Exercise requirements - Within the records below, find each line that holds the string "this", then copy it.

Input -
--- Begin ---
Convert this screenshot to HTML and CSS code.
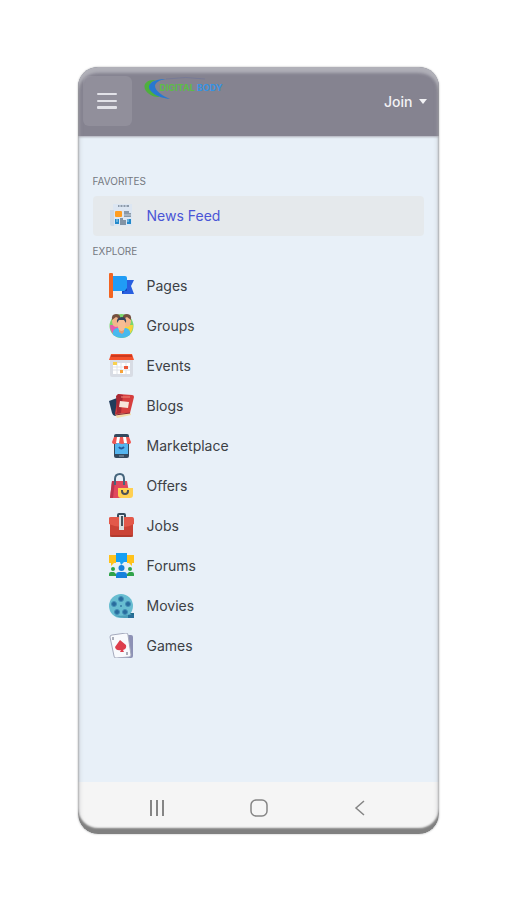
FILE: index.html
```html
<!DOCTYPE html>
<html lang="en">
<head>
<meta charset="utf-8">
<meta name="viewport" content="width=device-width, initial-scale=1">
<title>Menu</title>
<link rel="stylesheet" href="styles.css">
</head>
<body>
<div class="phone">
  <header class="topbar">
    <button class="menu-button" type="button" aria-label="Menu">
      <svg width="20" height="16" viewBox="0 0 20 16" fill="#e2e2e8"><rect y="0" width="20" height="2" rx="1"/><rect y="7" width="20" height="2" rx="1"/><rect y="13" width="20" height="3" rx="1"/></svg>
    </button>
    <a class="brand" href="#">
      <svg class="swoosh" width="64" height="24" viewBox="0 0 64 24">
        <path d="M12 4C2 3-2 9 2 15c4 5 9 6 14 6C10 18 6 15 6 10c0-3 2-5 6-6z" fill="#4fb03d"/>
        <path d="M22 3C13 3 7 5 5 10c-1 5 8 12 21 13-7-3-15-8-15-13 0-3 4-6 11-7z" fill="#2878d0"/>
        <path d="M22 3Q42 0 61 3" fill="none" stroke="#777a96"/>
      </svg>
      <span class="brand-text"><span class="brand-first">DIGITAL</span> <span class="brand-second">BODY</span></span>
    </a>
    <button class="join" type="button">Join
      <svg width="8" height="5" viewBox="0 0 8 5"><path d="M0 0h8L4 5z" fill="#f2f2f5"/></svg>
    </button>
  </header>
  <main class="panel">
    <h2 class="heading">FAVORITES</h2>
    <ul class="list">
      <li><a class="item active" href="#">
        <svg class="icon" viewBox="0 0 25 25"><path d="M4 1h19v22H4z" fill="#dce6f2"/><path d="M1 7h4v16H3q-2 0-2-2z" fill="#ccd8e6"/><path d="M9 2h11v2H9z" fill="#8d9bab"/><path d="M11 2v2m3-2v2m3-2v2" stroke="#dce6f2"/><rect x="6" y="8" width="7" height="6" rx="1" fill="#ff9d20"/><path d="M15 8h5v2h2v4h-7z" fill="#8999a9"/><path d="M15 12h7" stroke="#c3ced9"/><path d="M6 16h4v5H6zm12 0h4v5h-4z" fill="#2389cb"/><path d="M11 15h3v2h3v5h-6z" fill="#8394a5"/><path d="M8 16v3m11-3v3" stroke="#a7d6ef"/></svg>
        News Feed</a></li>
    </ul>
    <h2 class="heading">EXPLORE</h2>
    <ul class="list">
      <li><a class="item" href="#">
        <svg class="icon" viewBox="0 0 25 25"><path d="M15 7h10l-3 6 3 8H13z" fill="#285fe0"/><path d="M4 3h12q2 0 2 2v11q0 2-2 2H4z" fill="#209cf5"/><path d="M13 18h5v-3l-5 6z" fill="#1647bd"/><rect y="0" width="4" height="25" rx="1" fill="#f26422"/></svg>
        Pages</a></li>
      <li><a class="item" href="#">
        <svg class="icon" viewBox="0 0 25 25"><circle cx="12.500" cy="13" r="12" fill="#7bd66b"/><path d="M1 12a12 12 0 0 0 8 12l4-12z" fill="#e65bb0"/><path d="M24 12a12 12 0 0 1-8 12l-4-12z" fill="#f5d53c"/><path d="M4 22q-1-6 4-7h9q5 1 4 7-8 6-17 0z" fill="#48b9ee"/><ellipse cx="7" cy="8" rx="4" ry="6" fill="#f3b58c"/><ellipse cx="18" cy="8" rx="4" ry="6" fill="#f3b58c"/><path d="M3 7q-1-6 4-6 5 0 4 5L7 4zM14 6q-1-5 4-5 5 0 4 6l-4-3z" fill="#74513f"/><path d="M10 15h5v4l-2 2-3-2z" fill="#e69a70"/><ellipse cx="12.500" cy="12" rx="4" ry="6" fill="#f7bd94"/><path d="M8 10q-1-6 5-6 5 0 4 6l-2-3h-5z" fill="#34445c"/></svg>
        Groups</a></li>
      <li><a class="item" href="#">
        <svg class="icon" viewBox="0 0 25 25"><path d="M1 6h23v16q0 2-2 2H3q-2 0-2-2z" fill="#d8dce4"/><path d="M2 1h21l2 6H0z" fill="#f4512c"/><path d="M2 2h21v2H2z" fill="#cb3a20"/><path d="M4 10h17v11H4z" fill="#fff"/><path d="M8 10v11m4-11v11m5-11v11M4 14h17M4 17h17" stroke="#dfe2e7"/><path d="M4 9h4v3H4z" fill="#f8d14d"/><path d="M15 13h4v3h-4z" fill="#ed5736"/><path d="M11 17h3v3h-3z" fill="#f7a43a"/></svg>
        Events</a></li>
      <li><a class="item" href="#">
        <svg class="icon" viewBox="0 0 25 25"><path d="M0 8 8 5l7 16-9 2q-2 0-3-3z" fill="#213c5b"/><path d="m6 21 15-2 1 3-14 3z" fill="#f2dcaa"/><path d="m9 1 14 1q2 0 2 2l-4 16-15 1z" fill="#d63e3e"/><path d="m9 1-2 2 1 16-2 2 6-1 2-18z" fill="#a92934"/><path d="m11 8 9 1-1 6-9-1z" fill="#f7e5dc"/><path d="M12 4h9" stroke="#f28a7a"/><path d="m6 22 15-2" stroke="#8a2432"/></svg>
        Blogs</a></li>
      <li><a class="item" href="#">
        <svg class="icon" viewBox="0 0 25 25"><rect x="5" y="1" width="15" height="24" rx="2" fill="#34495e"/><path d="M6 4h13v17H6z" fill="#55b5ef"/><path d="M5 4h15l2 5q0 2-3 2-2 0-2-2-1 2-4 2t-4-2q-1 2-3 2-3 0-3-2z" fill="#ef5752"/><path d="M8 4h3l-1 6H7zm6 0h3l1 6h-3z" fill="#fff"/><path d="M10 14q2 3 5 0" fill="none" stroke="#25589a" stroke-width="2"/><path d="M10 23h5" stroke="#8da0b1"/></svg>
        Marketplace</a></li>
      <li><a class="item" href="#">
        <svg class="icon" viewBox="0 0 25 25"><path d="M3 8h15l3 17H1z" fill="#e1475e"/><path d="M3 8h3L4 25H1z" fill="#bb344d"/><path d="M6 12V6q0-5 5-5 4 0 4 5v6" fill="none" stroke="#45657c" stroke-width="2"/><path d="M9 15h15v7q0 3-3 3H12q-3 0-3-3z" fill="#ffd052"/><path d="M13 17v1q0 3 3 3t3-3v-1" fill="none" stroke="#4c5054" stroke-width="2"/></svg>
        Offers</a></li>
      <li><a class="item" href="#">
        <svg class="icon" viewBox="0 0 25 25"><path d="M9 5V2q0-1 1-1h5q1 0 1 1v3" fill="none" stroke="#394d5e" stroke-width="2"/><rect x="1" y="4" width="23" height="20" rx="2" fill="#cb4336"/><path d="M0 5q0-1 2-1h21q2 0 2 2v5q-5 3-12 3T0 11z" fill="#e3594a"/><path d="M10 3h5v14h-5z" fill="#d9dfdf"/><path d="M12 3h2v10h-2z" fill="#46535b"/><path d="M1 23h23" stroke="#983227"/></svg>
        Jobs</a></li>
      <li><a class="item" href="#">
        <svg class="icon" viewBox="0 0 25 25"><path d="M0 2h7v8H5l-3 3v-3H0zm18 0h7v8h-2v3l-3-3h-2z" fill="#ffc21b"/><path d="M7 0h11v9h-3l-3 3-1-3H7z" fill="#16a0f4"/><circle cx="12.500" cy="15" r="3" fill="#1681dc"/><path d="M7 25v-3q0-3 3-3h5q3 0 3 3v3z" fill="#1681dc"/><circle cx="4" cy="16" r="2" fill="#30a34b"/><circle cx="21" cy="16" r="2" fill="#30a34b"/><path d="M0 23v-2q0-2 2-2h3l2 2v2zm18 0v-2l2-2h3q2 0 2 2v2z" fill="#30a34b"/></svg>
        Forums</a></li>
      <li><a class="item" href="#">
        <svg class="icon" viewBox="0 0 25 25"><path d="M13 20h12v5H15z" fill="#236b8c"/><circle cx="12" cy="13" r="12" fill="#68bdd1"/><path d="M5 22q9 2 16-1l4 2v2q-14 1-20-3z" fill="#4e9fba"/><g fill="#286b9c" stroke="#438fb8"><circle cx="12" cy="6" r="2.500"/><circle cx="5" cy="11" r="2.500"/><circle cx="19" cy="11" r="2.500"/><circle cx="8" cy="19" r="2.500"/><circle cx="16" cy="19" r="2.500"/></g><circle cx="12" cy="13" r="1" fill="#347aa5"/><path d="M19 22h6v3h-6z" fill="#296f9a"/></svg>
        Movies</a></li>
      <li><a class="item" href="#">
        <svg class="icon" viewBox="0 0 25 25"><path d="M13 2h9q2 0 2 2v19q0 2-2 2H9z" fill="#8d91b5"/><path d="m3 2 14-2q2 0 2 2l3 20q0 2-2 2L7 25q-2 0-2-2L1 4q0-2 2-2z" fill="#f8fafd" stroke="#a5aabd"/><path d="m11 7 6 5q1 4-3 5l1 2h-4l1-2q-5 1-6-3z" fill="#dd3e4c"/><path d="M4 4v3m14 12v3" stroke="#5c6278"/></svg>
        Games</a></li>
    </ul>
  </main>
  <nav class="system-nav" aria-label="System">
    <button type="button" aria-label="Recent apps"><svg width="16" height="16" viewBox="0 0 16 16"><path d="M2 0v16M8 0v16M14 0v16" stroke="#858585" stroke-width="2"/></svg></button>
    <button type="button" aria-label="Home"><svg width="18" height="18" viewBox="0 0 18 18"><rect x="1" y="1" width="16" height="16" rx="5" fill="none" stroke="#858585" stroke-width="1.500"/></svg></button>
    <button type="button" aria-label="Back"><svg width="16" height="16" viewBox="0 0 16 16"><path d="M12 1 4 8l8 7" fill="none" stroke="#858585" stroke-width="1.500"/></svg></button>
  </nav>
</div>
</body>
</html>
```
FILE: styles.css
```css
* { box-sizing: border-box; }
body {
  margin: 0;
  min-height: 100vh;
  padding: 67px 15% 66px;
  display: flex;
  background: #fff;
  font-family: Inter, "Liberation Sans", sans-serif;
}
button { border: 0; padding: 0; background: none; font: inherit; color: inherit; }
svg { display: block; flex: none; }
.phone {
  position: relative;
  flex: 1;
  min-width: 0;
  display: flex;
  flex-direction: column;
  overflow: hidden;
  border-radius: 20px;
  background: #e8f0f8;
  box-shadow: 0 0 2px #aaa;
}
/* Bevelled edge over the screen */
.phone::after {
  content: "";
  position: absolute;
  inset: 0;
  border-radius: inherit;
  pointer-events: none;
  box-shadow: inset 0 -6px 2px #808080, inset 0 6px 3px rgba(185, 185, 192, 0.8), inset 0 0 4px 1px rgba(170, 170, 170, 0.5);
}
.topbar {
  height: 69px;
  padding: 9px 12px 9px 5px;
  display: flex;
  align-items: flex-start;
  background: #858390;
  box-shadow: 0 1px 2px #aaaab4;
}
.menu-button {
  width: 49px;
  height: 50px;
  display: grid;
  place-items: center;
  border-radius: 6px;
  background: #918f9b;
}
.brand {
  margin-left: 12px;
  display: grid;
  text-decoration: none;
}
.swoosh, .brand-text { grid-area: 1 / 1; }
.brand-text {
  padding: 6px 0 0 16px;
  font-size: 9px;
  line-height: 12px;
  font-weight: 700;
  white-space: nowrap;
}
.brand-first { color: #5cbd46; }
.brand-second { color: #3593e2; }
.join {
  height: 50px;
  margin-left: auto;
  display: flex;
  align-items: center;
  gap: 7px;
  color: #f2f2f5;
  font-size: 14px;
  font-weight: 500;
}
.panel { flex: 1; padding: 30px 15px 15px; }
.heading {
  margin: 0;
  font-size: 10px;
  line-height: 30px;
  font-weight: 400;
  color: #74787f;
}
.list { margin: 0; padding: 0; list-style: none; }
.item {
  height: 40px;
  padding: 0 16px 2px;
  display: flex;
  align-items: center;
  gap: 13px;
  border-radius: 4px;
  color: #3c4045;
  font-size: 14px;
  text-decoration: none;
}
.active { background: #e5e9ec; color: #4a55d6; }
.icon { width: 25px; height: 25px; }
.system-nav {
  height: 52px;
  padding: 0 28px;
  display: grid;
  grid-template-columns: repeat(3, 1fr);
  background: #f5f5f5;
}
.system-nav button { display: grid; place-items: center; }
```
--- End ---
--- Begin ---
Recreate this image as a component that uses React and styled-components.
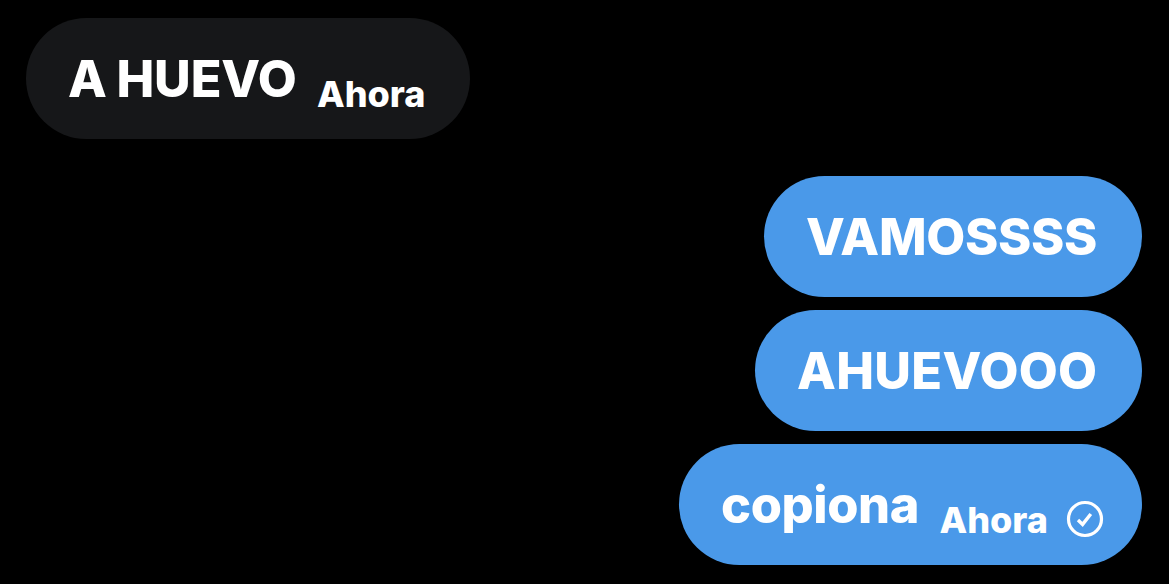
--- End ---
Written answer -
Convert this screenshot to HTML and CSS code.
Recreate this image as a component that uses React and styled-components.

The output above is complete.